== Provided material ==

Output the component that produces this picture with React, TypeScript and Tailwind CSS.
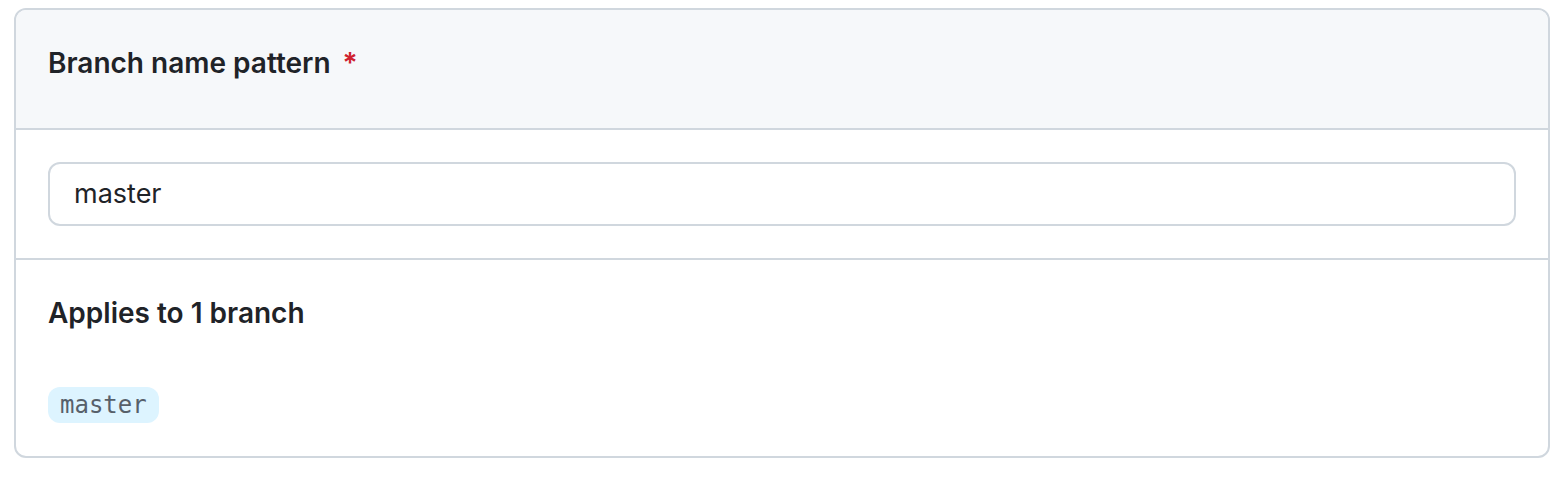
export default function App() {
  return (
    <div className="min-h-[480px] bg-white pt-2 pl-[14px] pr-[6px]" style={{ fontFamily: 'Inter, "Noto Sans", sans-serif' }}>
      <div className="w-[1536px] h-[450px] rounded-[12px] border-2 border-[#d0d7de] overflow-hidden flex flex-col">
        <div className="h-[120px] shrink-0 bg-[#f6f8fa] border-b-2 border-[#d0d7de] flex items-center pl-8 pb-[12px]">
          <span className="text-[28px] font-semibold text-[#1f2328] leading-[34px]">Branch name pattern</span>
          <span className="ml-[12px] text-[28px] font-semibold text-[#cf222e] leading-[34px]">*</span>
        </div>
        <div className="h-[130px] shrink-0 border-b-2 border-[#d0d7de] px-8 flex items-center">
          <div className="w-full h-[64px] rounded-[12px] border-2 border-[#d0d7de] flex items-center pl-6">
            <span className="text-[27px] text-[#1f2328]">master</span>
          </div>
        </div>
        <div className="flex-1 px-8 pt-[36px]">
          <div className="text-[28px] font-semibold text-[#1f2328] leading-[34px]">Applies to 1 branch</div>
          <div className="mt-[57px] inline-flex h-[36px] items-center rounded-[12px] bg-[#ddf4ff] px-3">
            <span className="text-[24px] text-[#57606a] leading-[30px]" style={{ fontFamily: '"DejaVu Sans Mono", monospace' }}>master</span>
          </div>
        </div>
      </div>
    </div>
  );
}
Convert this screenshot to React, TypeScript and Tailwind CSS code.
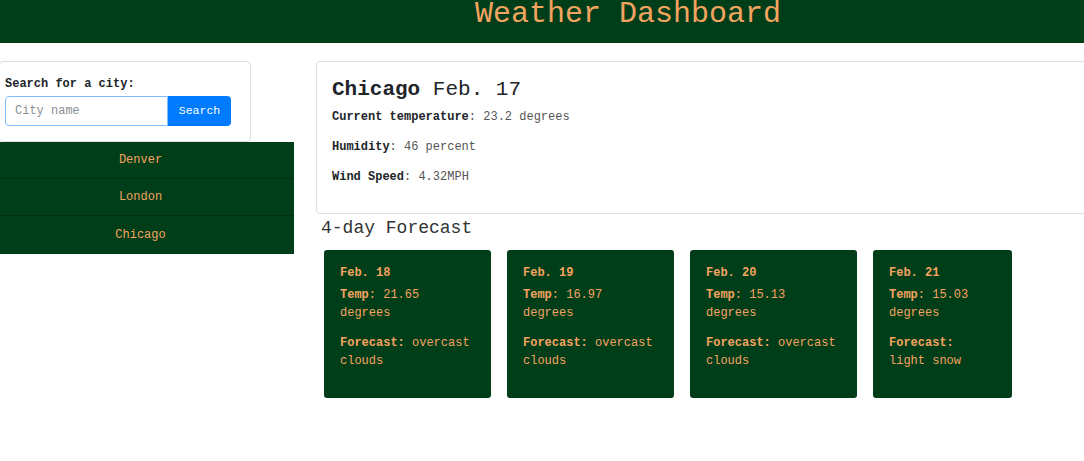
const cities = ['Denver', 'London', 'Chicago']

const forecast = [
  { date: 'Feb. 18', temp: '21.65', desc: 'overcast clouds', w: 'w-[167px]' },
  { date: 'Feb. 19', temp: '16.97', desc: 'overcast clouds', w: 'w-[167px]' },
  { date: 'Feb. 20', temp: '15.13', desc: 'overcast clouds', w: 'w-[167px]' },
  { date: 'Feb. 21', temp: '15.03', desc: 'light snow', w: 'w-[139px]' },
]

export default function App() {
  return (
    <div className="min-h-[461px] bg-white text-[#212529] font-['Liberation_Mono','Courier_New',monospace] overflow-hidden">
      {/* Header */}
      <header className="h-[43px] bg-[#003d19] pl-[172px] flex justify-center items-start">
        <h1 className="text-[30px] leading-[30px] -mt-[1px] text-[#f4a460]">Weather Dashboard</h1>
      </header>

      <div className="flex pt-[18px]">
        {/* Left column */}
        <aside className="w-[294px] shrink-0">
          <div className="w-[252px] h-[81px] -ml-[1px] border border-[#dfdfdf] rounded-[4px] pl-[5px] pt-[14px]">
            <label className="block text-[12px] leading-[16px] font-bold text-[#212529]">Search for a city:</label>
            <div className="flex mt-[4px]">
              <input
                type="text"
                placeholder="City name"
                className="w-[163px] h-[30px] border border-[#80bdff] rounded-l-[4px] px-[9px] text-[12px] placeholder:text-[#8a8f94] outline-none"
              />
              <button
                type="button"
                className="w-[63px] h-[30px] bg-[#007bff] text-white text-[11.5px] rounded-r-[4px]"
              >
                Search
              </button>
            </div>
          </div>
          <ul className="w-[294px]">
            {cities.map((c, i) => (
              <li
                key={c}
                className={`h-[37px] flex items-center justify-center pr-[13px] bg-[#003d19] text-[#f4a460] text-[12px] ${
                  i < cities.length - 1 ? 'border-b border-[#002d12]' : 'h-[38px]'
                }`}
              >
                {c}
              </li>
            ))}
          </ul>
        </aside>

        {/* Right column */}
        <main className="flex-1 pl-[22px]">
          <section className="w-[800px] h-[153px] border border-[#dfdfdf] rounded-[4px] pl-[15px] pt-[14px]">
            <h2 className="text-[21px] leading-[28px]">
              <span className="font-bold">Chicago</span> Feb. 17
            </h2>
            <p className="text-[12px] leading-[16px] mt-[5px] text-[#555]"><b className="text-[#212529]">Current temperature</b>: 23.2 degrees</p>
            <p className="text-[12px] leading-[16px] mt-[14px] text-[#555]"><b className="text-[#212529]">Humidity</b>: 46 percent</p>
            <p className="text-[12px] leading-[16px] mt-[14px] text-[#555]"><b className="text-[#212529]">Wind Speed</b>: 4.32MPH</p>
          </section>

          <h3 className="text-[18px] leading-[24px] ml-[5px] mt-[2px] text-[#333]">4-day Forecast</h3>

          <div className="flex gap-[16px] ml-[8px] mt-[10px]">
            {forecast.map((f) => (
              <div
                key={f.date}
                className={`${f.w} h-[148px] bg-[#003d19] rounded-[3px] px-[16px] pt-[14px] text-[#f4a460] text-[12px] leading-[18px]`}
              >
                <p className="font-bold">{f.date}</p>
                <p className="mt-[4px]"><b>Temp</b>: {f.temp} degrees</p>
                <p className="mt-[12px]"><b>Forecast:</b> {f.desc}</p>
              </div>
            ))}
          </div>
        </main>
      </div>
    </div>
  )
}
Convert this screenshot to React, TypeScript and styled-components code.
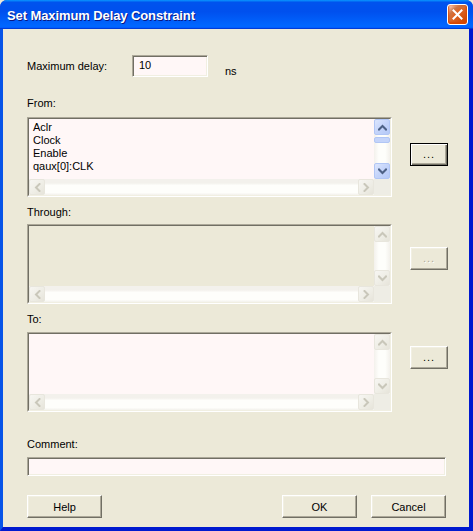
import React from "react"
import styled, { createGlobalStyle } from "styled-components"

const GlobalStyle = createGlobalStyle`
  html, body {
    margin: 0;
    padding: 0;
    background: #ECE9D8;
    overflow: hidden;
  }
  body {
    font-family: Tahoma, "Liberation Sans", Arial, sans-serif;
    font-size: 11px;
    color: #000;
  }
`

const Chevron = ({ dir, color }: { dir: "up" | "down" | "left" | "right"; color: string }) => {
  const rot = { up: 0, right: 90, down: 180, left: 270 }[dir]
  return (
    <svg width="9" height="9" viewBox="0 0 9 9" style={{ transform: `rotate(${rot}deg)` }}>
      <polyline points="1,6.5 4.5,3 8,6.5" fill="none" stroke={color} strokeWidth="2" strokeLinecap="square" />
    </svg>
  )
}

const ScrollArrow = ({ dir, enabled }: { dir: "up" | "down" | "left" | "right"; enabled?: boolean }) => (
  <ArrowBtn $enabled={!!enabled}>
    <Chevron dir={dir} color={enabled ? "#4D6185" : "#C9C7BA"} />
  </ArrowBtn>
)

type ListProps = {
  items?: string[]
  disabled?: boolean
  activeV?: boolean
}

const ListBox = ({ items = [], disabled, activeV }: ListProps) => (
  <Sunken>
    <ListGrid $disabled={!!disabled}>
      <Items>
        {items.map((it) => (
          <Item key={it}>{it}</Item>
        ))}
      </Items>
      <VScroll>
        <ScrollArrow dir="up" enabled={activeV} />
        <VTrack>{activeV && <Thumb />}</VTrack>
        <ScrollArrow dir="down" enabled={activeV} />
      </VScroll>
      <HScroll>
        <ScrollArrow dir="left" />
        <HTrack />
        <ScrollArrow dir="right" />
      </HScroll>
      <Corner />
    </ListGrid>
  </Sunken>
)

const App = () => {
  return (
    <>
      <GlobalStyle />
      <Window>
        <TitleBar>
          <Title>Set Maximum Delay Constraint</Title>
          <CloseBtn>
            <svg width="11" height="11" viewBox="0 0 11 11">
              <path d="M1.5 1.5 L9.5 9.5 M9.5 1.5 L1.5 9.5" stroke="#fff" strokeWidth="2" strokeLinecap="square" />
            </svg>
          </CloseBtn>
        </TitleBar>
        <Client>
          <DelayRow>
            <DelayLabel>Maximum delay:</DelayLabel>
            <TextInput $width={76} $height={22}>10</TextInput>
            <Units>ns</Units>
          </DelayRow>

          <Label $top={20} $gap={7}>From:</Label>
          <FieldRow>
            <ListBox items={["Aclr", "Clock", "Enable", "qaux[0]:CLK"]} activeV />
            <SideButton $top={26} $default>...</SideButton>
          </FieldRow>

          <Label $top={9} $gap={5}>Through:</Label>
          <FieldRow>
            <ListBox disabled />
            <SideButton $top={23} $disabled>...</SideButton>
          </FieldRow>

          <Label $top={9} $gap={6}>To:</Label>
          <FieldRow>
            <ListBox />
            <SideButton $top={14}>...</SideButton>
          </FieldRow>

          <Label $top={26} $gap={6}>Comment:</Label>
          <TextInput $width={419} $height={19} />

          <ButtonRow>
            <PushButton>Help</PushButton>
            <ButtonGroup>
              <PushButton>OK</PushButton>
              <PushButton>Cancel</PushButton>
            </ButtonGroup>
          </ButtonRow>
        </Client>
      </Window>
    </>
  )
}

export default App

const Window = styled.div`
  width: 473px;
  height: 531px;
  display: flex;
  flex-direction: column;
  background: #0831D9;
  border-radius: 7px 7px 0 0;
  overflow: hidden;
`
const TitleBar = styled.div`
  height: 29px;
  flex: none;
  display: flex;
  align-items: center;
  justify-content: space-between;
  padding: 0 5px 0 7px;
  box-sizing: border-box;
  background: linear-gradient(180deg, #0997ff, #0053ee 8%, #0050ee 40%, #0066ff 88%, #0066ff 93%, #005bff 95%, #003dd7 96%, #003dd7);
`
const Title = styled.div`
  color: #fff;
  font-family: "Liberation Sans", Arial, sans-serif;
  font-weight: bold;
  font-size: 13px;
  letter-spacing: -0.1px;
  text-shadow: 1px 1px #0a1883;
  margin-top: 1px;
`
const CloseBtn = styled.div`
  width: 21px;
  height: 21px;
  box-sizing: border-box;
  border: 1px solid #fff;
  border-radius: 3px;
  display: flex;
  align-items: center;
  justify-content: center;
  background: radial-gradient(circle at 90% 90%, #cc4600 0%, #dc6527 55%, #cd7546 70%, #ffccb2 90%, #fff 100%);
  box-shadow: inset 0 -1px 2px 1px #da4600;
`
const Client = styled.div`
  flex: 1;
  background: #ECE9D8;
  border-left: 3px solid #0754E8;
  border-right: 4px solid #0019CF;
  border-bottom: 4px solid #0019CF;
  padding: 26px 0 0 24px;
  display: flex;
  flex-direction: column;
  align-items: flex-start;
`
const DelayRow = styled.div`
  display: flex;
  align-items: center;
  height: 22px;
`
const DelayLabel = styled.div`
  width: 105px;
  line-height: 13px;
`
const Units = styled.div`
  align-self: flex-end;
  margin-left: 17px;
  margin-bottom: -1px;
  line-height: 13px;
`
const TextInput = styled.div<{ $width: number; $height: number }>`
  width: ${(p) => p.$width}px;
  height: ${(p) => p.$height}px;
  box-sizing: border-box;
  background: #FFF7F7;
  border: 1px solid;
  border-color: #ACA899 #FFFFFF #FFFFFF #ACA899;
  box-shadow: inset 1px 1px #716F64, inset -1px -1px #F1EFE2;
  padding: 3px 0 0 6px;
  line-height: 13px;
`
const Label = styled.div<{ $top: number; $gap: number }>`
  margin-top: ${(p) => p.$top}px;
  margin-bottom: ${(p) => p.$gap}px;
  line-height: 13px;
`
const FieldRow = styled.div`
  display: flex;
  align-items: flex-start;
`
const Sunken = styled.div`
  width: 365px;
  height: 80px;
  box-sizing: border-box;
  border: 1px solid;
  border-color: #ACA899 #FFFFFF #FFFFFF #ACA899;
`
const ListGrid = styled.div<{ $disabled: boolean }>`
  height: 100%;
  box-sizing: border-box;
  border: 1px solid;
  border-color: #716F64 #F1EFE2 #F1EFE2 #716F64;
  background: ${(p) => (p.$disabled ? "#ECE9D8" : "#FFF7F7")};
  display: grid;
  grid-template-columns: 1fr 16px;
  grid-template-rows: 1fr 16px;
`
const Items = styled.div`
  padding: 2px 0 0 4px;
  overflow: hidden;
`
const Item = styled.div`
  line-height: 13px;
  white-space: nowrap;
`
const VScroll = styled.div`
  display: flex;
  flex-direction: column;
  background: linear-gradient(90deg, #F3F1EC 0%, #FEFEFB 30%, #FEFEFB 70%, #F3F1EC 100%);
`
const VTrack = styled.div`
  flex: 1;
  padding-top: 2px;
`
const HScroll = styled.div`
  display: flex;
  background: linear-gradient(180deg, #F3F1EC 0%, #F3F1EC 25%, #FEFEFB 40%, #FEFEFB 85%, #F3F1EC 100%);
`
const HTrack = styled.div`
  flex: 1;
`
const Corner = styled.div`
  background: #EEEDE5;
`
const ArrowBtn = styled.div<{ $enabled: boolean }>`
  width: 16px;
  height: 16px;
  flex: none;
  box-sizing: border-box;
  border-radius: 2px;
  border: 1px solid ${(p) => (p.$enabled ? "#B1C6F5" : "#E8E6DD")};
  background: ${(p) =>
    p.$enabled
      ? "linear-gradient(135deg, #DCE6FD 0%, #C4D4FA 50%, #B5C9F7 100%)"
      : "linear-gradient(135deg, #F7F6F2 0%, #EEEDE5 60%, #E6E4DA 100%)"};
  display: flex;
  align-items: center;
  justify-content: center;
`
const Thumb = styled.div`
  height: 6px;
  box-sizing: border-box;
  border: 1px solid #B1C6F5;
  border-radius: 2px;
  background: #C4D4FA;
`
const SideButton = styled.div<{ $top: number; $default?: boolean; $disabled?: boolean }>`
  width: 38px;
  height: 23px;
  box-sizing: border-box;
  margin: ${(p) => p.$top}px 0 0 18px;
  display: flex;
  align-items: center;
  justify-content: center;
  padding-bottom: 2px;
  background: #ECE9D8;
  color: ${(p) => (p.$disabled ? "#ACA899" : "#000")};
  text-shadow: ${(p) => (p.$disabled ? "1px 1px #fff" : "none")};
  letter-spacing: 1px;
  border: 1px solid;
  border-color: ${(p) => (p.$default ? "#000" : "#FFF #716F64 #716F64 #FFF")};
  box-shadow: ${(p) =>
    p.$default
      ? "inset 1px 1px #FFF, inset -1px -1px #716F64, inset -2px -2px #ACA899"
      : "inset -1px -1px #ACA899, inset 1px 1px #F1EFE2"};
`
const ButtonRow = styled.div`
  width: 419px;
  margin-top: 19px;
  display: flex;
  justify-content: space-between;
`
const ButtonGroup = styled.div`
  display: flex;
  gap: 14px;
`
const PushButton = styled.div`
  width: 75px;
  height: 23px;
  box-sizing: border-box;
  display: flex;
  align-items: center;
  justify-content: center;
  background: #ECE9D8;
  border: 1px solid;
  border-color: #FFF #716F64 #716F64 #FFF;
  box-shadow: inset -1px -1px #ACA899, inset 1px 1px #F1EFE2;
`
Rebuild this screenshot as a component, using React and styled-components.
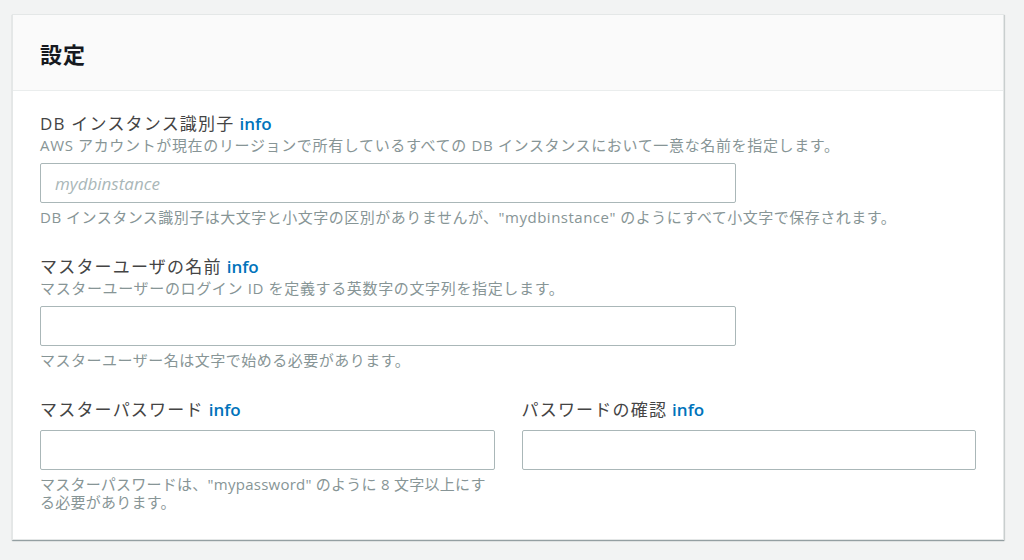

===

Collect each line containing the string "TypeScript".

## Result of the task
Output the component that produces this picture with React, TypeScript and Tailwind CSS.
Convert this screenshot to React, TypeScript and Tailwind CSS code.
Convert this screenshot to React, TypeScript and styled-components code.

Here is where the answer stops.